The relationship between them depends entirely on your expense ratio. A property with a GRM of 10 and an expense ratio of 40% produces an NOI of $32,880 on $54,000 of gross rent. At a $540,000 purchase price, that is a cap rate of 6.09%.

A different property with the same GRM of 10 but an expense ratio of 50% produces a cap rate of 5.0% on the same purchase price. Same GRM. Different cap rate. Different deal.

Use GRM to screen. Use cap rate to underwrite. Use cash-on-cash return to make the final call.

When GRM Is Less Reliable

GRM loses precision in specific situations. Know them before you apply the metric.

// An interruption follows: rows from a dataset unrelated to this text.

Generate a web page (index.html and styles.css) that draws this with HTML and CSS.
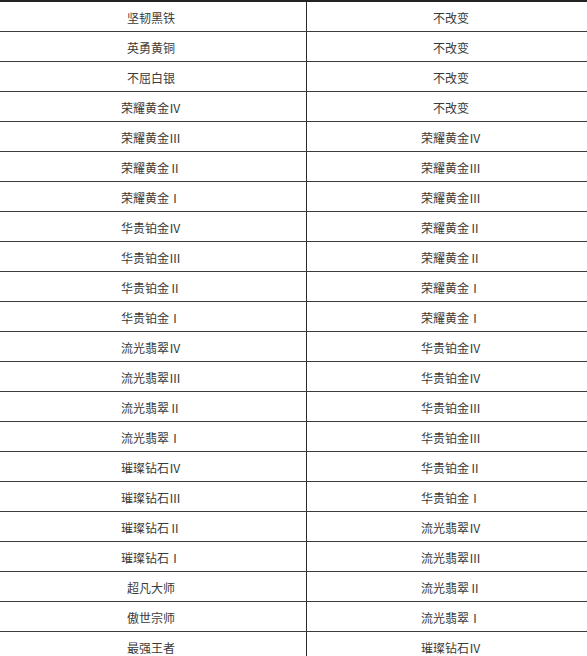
FILE: index.html
```html
<!DOCTYPE html>
<html lang="zh-CN">
<head>
<meta charset="utf-8">
<title>段位继承</title>
<link rel="stylesheet" href="styles.css">
</head>
<body>
<div class="rank-table">
  <div class="row"><div class="cell from">坚韧黑铁</div><div class="cell to">不改变</div></div>
  <div class="row"><div class="cell from">英勇黄铜</div><div class="cell to">不改变</div></div>
  <div class="row"><div class="cell from">不屈白银</div><div class="cell to">不改变</div></div>
  <div class="row"><div class="cell from">荣耀黄金Ⅳ</div><div class="cell to">不改变</div></div>
  <div class="row"><div class="cell from">荣耀黄金Ⅲ</div><div class="cell to">荣耀黄金Ⅳ</div></div>
  <div class="row"><div class="cell from">荣耀黄金Ⅱ</div><div class="cell to">荣耀黄金Ⅲ</div></div>
  <div class="row"><div class="cell from">荣耀黄金Ⅰ</div><div class="cell to">荣耀黄金Ⅲ</div></div>
  <div class="row"><div class="cell from">华贵铂金Ⅳ</div><div class="cell to">荣耀黄金Ⅱ</div></div>
  <div class="row"><div class="cell from">华贵铂金Ⅲ</div><div class="cell to">荣耀黄金Ⅱ</div></div>
  <div class="row"><div class="cell from">华贵铂金Ⅱ</div><div class="cell to">荣耀黄金Ⅰ</div></div>
  <div class="row"><div class="cell from">华贵铂金Ⅰ</div><div class="cell to">荣耀黄金Ⅰ</div></div>
  <div class="row"><div class="cell from">流光翡翠Ⅳ</div><div class="cell to">华贵铂金Ⅳ</div></div>
  <div class="row"><div class="cell from">流光翡翠Ⅲ</div><div class="cell to">华贵铂金Ⅳ</div></div>
  <div class="row"><div class="cell from">流光翡翠Ⅱ</div><div class="cell to">华贵铂金Ⅲ</div></div>
  <div class="row"><div class="cell from">流光翡翠Ⅰ</div><div class="cell to">华贵铂金Ⅲ</div></div>
  <div class="row"><div class="cell from">璀璨钻石Ⅳ</div><div class="cell to">华贵铂金Ⅱ</div></div>
  <div class="row"><div class="cell from">璀璨钻石Ⅲ</div><div class="cell to">华贵铂金Ⅰ</div></div>
  <div class="row"><div class="cell from">璀璨钻石Ⅱ</div><div class="cell to">流光翡翠Ⅳ</div></div>
  <div class="row"><div class="cell from">璀璨钻石Ⅰ</div><div class="cell to">流光翡翠Ⅲ</div></div>
  <div class="row"><div class="cell from">超凡大师</div><div class="cell to">流光翡翠Ⅱ</div></div>
  <div class="row"><div class="cell from">傲世宗师</div><div class="cell to">流光翡翠Ⅰ</div></div>
  <div class="row"><div class="cell from">最强王者</div><div class="cell to">璀璨钻石Ⅳ</div></div>
</div>
</body>
</html>
```

FILE: styles.css
```css
html, body {
  margin: 0;
  padding: 0;
  background: #ffffff;
  overflow: hidden;
}

.rank-table {
  width: 595px;
  border-top: 2px solid #222222;
  font-family: "Noto Sans CJK SC", "Noto Sans", sans-serif;
  font-size: 12px;
  color: #3a3a3a;
}

.row {
  display: grid;
  grid-template-columns: 307px 1fr;
  height: 29px;
  border-bottom: 1px solid #3c3c3c;
}

.cell {
  display: flex;
  align-items: center;
  justify-content: center;
  padding-top: 2px;
  line-height: 1;
}

.from {
  border-right: 1px solid #2a2a2a;
  padding-right: 4px;
}
```
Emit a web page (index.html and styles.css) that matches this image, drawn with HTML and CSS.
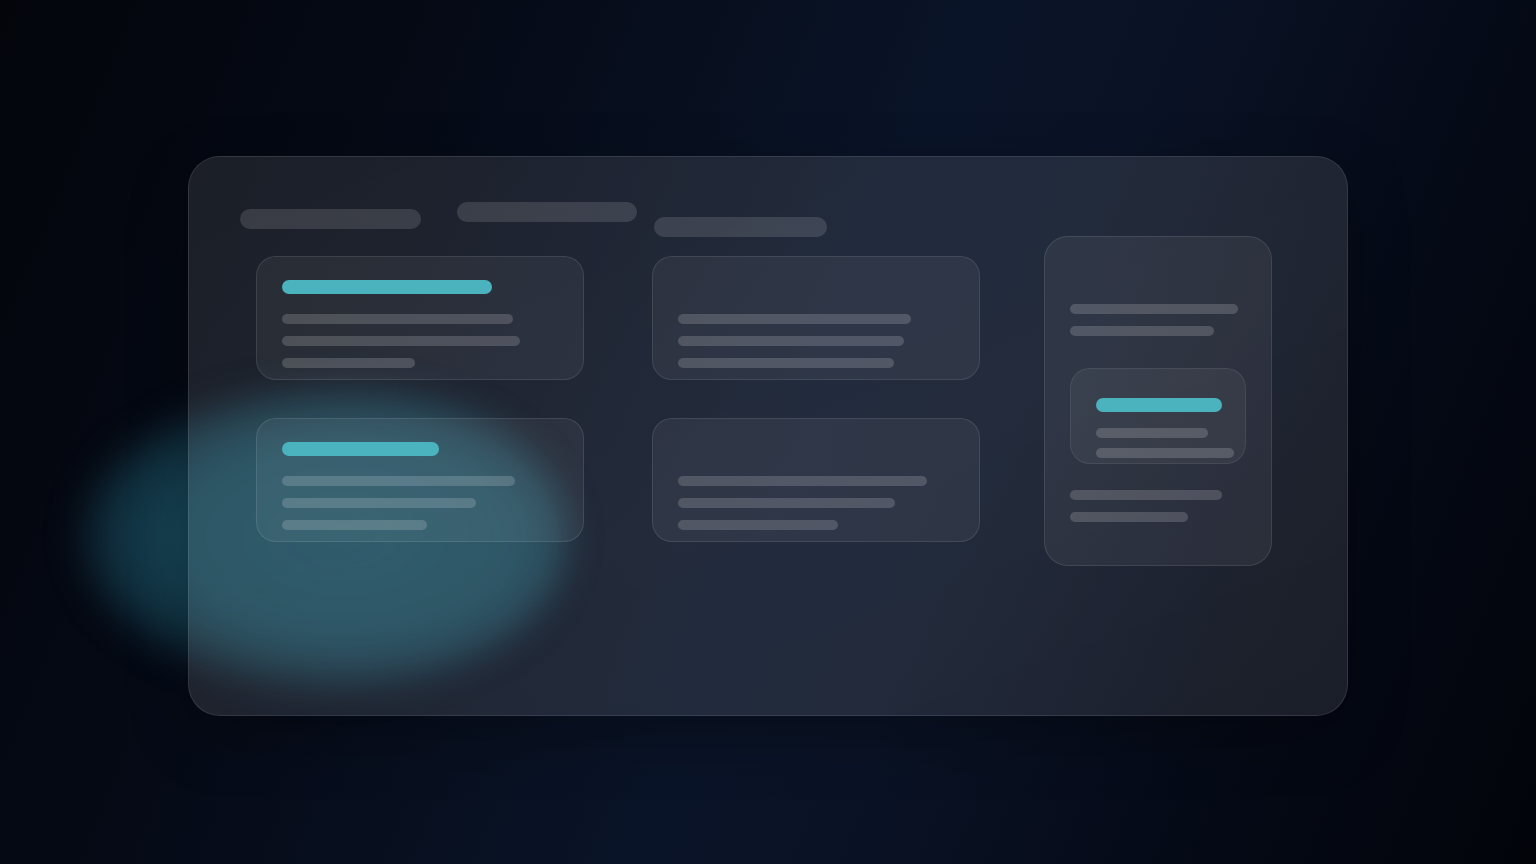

Mixed-use properties. If a building generates commercial and residential rent, blending them into a single GRM obscures the risk profile of each income stream. Commercial leases carry different vacancy and credit risk than residential.

Short-term rentals. Gross rent on an Airbnb-style property is seasonal and platform-dependent. GRM calculated on peak-period annualized revenue will overstate the property's income reliability.

Value-add deals with vacant units. If a property is 40% vacant at acquisition, gross rent reflects current underperformance, not stabilized potential. GRM calculated on current rent will look artificially favorable. Calculate GRM on both current and stabilized rent. Compare both.

Properties with owner-paid utilities. If the seller pays water and trash, that cost is not in the gross rent figure. It reduces effective NOI. A GRM screen will not capture this. Ask before screening out or in.

Building a GRM Screening Discipline

Professional acquisition teams use GRM as a gate, not a guide. The gate works like this.

Set a maximum GRM threshold before you look at listings. If your target market trades at a GRM of 9 to 11, set your gate at 11. Any property above that threshold gets no further analysis unless there is a specific, identified value-add thesis with quantified upside.

This discipline eliminates wasted hours. It forces sellers and brokers to justify pricing gaps. And it keeps your deal pipeline focused on properties where the numbers have a reasonable path to your return requirements.

Apply this gate consistently. The moment you start making exceptions for properties you "like," you have introduced emotion into a quantitative process.

Run the Mortgage Side of the Equation Too

GRM tells you whether the income justifies the price. It does not tell you whether the financing makes the cash flow work.

A property with a GRM of 9.5 in a healthy market can still produce negative cash flow if you finance it at the wrong rate or structure. The debt service is the variable that GRM cannot see.

Before you move from GRM screening into full underwriting, model the mortgage. Use CalcMoney's mortgage calculator to stress-test your financing assumptions. Run the numbers at current market rates. Then run them 75 basis points higher. See where your debt service coverage ratio breaks.

The GRM screen and the mortgage model together give you a complete first filter. One answers whether the asset is priced right. The other answers whether the financing is survivable.